Goal:
Restate all the material verbatim, except for the pictures.

##### Given material #####

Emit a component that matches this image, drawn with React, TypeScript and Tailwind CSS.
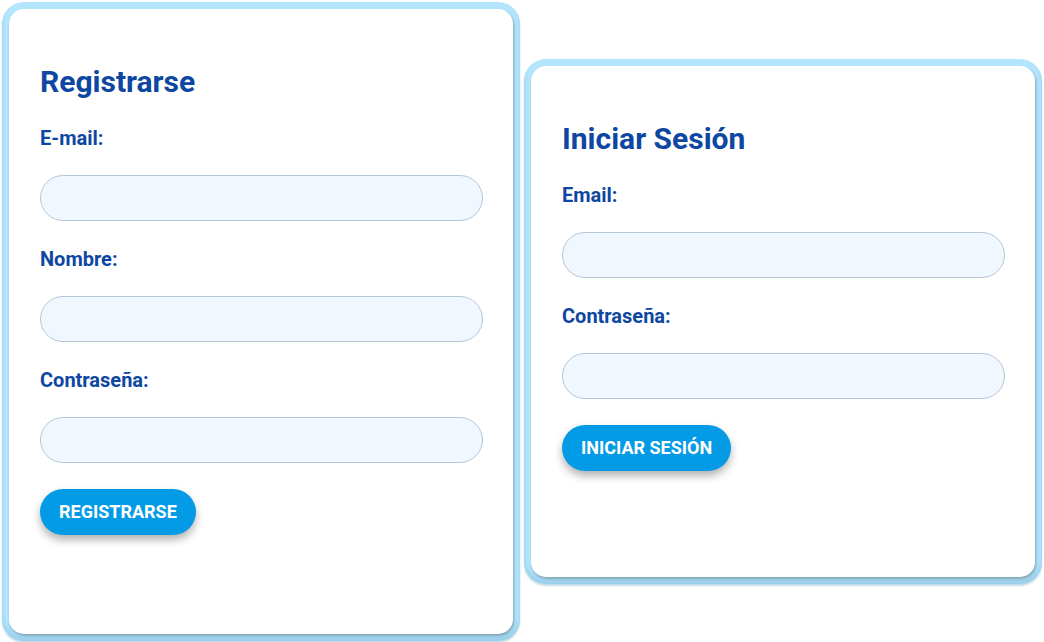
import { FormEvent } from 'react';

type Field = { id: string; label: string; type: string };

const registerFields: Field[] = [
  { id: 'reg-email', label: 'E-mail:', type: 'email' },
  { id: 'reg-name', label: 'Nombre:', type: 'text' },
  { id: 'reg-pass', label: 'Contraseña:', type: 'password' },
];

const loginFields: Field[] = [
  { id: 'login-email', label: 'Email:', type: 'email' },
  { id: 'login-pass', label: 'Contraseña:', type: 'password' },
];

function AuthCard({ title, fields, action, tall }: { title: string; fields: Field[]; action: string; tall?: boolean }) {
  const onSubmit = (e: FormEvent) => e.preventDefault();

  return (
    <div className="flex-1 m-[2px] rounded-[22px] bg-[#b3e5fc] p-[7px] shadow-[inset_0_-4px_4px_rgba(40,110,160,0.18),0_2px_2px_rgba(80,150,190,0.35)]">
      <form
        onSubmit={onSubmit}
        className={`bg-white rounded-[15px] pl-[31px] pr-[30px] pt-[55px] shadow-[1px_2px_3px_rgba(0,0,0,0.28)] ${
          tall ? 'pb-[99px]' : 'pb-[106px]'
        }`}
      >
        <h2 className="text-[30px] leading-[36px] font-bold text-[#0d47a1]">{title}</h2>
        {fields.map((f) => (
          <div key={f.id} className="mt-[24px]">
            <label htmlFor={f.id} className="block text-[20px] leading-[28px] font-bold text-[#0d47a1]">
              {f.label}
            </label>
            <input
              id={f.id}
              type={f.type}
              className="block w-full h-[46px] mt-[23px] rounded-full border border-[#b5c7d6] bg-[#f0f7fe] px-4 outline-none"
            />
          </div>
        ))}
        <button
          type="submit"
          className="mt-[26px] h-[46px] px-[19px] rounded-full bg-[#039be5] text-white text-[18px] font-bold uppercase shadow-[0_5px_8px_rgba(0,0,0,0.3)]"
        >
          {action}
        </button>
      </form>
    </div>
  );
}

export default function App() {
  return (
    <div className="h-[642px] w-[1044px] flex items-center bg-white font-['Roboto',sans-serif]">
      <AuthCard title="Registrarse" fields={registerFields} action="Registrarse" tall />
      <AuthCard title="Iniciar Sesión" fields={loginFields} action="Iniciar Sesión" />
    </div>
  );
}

#####

Worked solution:
Emit a component that matches this image, drawn with React, TypeScript and Tailwind CSS.
import { FormEvent } from 'react';

type Field = { id: string; label: string; type: string };

const registerFields: Field[] = [
  { id: 'reg-email', label: 'E-mail:', type: 'email' },
  { id: 'reg-name', label: 'Nombre:', type: 'text' },
  { id: 'reg-pass', label: 'Contraseña:', type: 'password' },
];

const loginFields: Field[] = [
  { id: 'login-email', label: 'Email:', type: 'email' },
  { id: 'login-pass', label: 'Contraseña:', type: 'password' },
];

function AuthCard({ title, fields, action, tall }: { title: string; fields: Field[]; action: string; tall?: boolean }) {
  const onSubmit = (e: FormEvent) => e.preventDefault();

  return (
    <div className="flex-1 m-[2px] rounded-[22px] bg-[#b3e5fc] p-[7px] shadow-[inset_0_-4px_4px_rgba(40,110,160,0.18),0_2px_2px_rgba(80,150,190,0.35)]">
      <form
        onSubmit={onSubmit}
        className={`bg-white rounded-[15px] pl-[31px] pr-[30px] pt-[55px] shadow-[1px_2px_3px_rgba(0,0,0,0.28)] ${
          tall ? 'pb-[99px]' : 'pb-[106px]'
        }`}
      >
        <h2 className="text-[30px] leading-[36px] font-bold text-[#0d47a1]">{title}</h2>
        {fields.map((f) => (
          <div key={f.id} className="mt-[24px]">
            <label htmlFor={f.id} className="block text-[20px] leading-[28px] font-bold text-[#0d47a1]">
              {f.label}
            </label>
            <input
              id={f.id}
              type={f.type}
              className="block w-full h-[46px] mt-[23px] rounded-full border border-[#b5c7d6] bg-[#f0f7fe] px-4 outline-none"
            />
          </div>
        ))}
        <button
          type="submit"
          className="mt-[26px] h-[46px] px-[19px] rounded-full bg-[#039be5] text-white text-[18px] font-bold uppercase shadow-[0_5px_8px_rgba(0,0,0,0.3)]"
        >
          {action}
        </button>
      </form>
    </div>
  );
}

export default function App() {
  return (
    <div className="h-[642px] w-[1044px] flex items-center bg-white font-['Roboto',sans-serif]">
      <AuthCard title="Registrarse" fields={registerFields} action="Registrarse" tall />
      <AuthCard title="Iniciar Sesión" fields={loginFields} action="Iniciar Sesión" />
    </div>
  );
}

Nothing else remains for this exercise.